■ Given problem: Copy out the lines that have "index" in them.

— begin —

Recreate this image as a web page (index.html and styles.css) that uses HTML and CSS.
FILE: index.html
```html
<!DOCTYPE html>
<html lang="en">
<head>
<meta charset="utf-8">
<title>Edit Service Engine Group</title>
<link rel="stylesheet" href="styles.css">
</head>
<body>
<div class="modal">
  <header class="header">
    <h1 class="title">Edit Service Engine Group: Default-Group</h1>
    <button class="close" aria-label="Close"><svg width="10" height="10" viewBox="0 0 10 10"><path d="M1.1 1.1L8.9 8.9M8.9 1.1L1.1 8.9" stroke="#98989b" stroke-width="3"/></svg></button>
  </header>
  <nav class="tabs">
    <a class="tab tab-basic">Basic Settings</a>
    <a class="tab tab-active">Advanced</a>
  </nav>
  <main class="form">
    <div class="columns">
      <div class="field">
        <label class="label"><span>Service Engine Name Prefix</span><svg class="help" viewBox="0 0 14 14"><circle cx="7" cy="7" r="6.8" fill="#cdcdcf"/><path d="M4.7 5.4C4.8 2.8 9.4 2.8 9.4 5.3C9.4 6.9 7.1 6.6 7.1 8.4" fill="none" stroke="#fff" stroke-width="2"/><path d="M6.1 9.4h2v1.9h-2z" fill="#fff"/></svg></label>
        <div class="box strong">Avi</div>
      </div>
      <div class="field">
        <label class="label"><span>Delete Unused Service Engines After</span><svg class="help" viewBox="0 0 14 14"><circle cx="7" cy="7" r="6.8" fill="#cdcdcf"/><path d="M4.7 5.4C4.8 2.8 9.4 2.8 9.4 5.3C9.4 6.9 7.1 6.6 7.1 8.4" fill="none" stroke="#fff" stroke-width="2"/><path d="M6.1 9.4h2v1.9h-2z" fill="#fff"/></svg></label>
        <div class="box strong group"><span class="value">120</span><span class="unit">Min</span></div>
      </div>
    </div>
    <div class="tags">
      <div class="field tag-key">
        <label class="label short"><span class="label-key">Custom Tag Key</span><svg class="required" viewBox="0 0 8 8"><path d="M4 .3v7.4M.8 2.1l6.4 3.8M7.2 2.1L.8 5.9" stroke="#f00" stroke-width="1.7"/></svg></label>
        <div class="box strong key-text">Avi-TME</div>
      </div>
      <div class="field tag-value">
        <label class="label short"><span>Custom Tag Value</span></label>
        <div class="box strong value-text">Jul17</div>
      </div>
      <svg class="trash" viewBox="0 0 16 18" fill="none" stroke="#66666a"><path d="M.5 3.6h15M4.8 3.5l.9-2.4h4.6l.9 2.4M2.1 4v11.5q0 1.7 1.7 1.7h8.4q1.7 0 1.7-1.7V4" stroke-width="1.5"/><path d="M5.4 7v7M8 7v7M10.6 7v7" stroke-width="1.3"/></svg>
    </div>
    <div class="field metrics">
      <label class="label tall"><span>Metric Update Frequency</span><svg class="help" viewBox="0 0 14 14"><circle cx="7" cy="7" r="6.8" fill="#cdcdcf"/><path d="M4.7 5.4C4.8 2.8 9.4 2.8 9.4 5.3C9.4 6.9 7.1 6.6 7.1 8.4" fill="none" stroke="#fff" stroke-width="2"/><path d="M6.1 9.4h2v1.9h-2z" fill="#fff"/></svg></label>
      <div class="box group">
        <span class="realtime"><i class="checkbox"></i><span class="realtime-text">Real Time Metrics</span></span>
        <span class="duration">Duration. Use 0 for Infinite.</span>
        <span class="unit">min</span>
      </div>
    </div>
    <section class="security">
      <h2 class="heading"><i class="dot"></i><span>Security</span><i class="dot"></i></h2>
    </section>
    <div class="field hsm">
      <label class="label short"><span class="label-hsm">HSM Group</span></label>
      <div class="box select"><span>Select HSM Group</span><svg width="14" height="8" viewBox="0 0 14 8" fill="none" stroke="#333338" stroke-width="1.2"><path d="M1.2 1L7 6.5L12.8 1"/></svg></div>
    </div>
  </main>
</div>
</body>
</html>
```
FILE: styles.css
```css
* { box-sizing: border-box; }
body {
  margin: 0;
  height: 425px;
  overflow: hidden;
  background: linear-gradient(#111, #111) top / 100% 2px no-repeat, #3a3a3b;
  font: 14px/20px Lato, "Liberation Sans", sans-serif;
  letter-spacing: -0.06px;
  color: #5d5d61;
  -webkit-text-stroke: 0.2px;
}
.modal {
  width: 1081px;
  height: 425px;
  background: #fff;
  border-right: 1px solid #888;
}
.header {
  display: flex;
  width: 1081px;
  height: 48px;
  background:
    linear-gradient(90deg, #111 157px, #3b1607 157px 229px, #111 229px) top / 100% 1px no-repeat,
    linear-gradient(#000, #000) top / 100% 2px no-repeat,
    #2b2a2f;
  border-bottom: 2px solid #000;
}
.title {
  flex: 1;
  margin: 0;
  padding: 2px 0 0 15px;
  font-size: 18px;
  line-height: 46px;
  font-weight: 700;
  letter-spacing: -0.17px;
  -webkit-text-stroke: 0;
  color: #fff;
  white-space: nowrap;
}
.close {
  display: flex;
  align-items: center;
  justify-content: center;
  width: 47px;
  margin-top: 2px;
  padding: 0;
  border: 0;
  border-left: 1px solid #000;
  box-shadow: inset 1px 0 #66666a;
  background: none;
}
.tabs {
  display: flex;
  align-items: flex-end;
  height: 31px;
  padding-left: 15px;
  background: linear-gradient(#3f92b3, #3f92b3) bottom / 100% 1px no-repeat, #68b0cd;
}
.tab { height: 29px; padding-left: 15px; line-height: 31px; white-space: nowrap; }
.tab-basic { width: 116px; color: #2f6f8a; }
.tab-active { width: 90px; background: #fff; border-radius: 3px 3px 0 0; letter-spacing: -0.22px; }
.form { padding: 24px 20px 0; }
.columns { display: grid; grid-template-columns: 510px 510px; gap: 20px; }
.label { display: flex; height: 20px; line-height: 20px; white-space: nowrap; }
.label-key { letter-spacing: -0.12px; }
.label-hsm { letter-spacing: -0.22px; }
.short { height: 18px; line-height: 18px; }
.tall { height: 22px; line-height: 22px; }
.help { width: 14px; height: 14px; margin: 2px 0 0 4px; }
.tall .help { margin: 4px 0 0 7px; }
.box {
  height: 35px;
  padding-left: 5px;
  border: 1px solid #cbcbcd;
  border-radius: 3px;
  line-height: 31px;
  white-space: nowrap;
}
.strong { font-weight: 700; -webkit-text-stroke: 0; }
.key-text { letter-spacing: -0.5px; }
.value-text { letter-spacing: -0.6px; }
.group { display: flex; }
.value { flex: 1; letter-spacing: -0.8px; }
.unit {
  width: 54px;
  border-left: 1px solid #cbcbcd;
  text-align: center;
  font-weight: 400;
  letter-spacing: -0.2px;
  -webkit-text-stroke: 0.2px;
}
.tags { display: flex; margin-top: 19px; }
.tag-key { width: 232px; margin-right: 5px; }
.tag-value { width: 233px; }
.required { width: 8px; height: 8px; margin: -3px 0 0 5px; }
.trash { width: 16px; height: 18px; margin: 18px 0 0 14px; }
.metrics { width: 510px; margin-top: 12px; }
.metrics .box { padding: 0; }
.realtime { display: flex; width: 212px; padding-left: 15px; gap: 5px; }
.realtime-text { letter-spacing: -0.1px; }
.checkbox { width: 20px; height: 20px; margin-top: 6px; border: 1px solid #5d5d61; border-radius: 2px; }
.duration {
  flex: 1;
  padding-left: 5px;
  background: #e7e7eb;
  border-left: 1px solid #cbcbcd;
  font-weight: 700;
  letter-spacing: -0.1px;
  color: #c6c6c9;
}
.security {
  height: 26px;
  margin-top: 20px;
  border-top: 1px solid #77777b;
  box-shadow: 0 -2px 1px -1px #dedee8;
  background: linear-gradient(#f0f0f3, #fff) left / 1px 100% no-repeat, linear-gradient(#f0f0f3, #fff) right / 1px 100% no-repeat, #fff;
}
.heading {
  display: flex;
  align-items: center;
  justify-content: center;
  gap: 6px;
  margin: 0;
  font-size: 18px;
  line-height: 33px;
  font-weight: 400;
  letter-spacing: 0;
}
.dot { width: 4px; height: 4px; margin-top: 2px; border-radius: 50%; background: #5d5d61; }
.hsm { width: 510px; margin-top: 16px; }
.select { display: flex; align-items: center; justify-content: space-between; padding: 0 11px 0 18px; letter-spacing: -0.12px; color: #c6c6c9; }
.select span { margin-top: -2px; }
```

— end —

■ In response:
Recreate this image as a web page (index.html and styles.css) that uses HTML and CSS.
FILE: index.html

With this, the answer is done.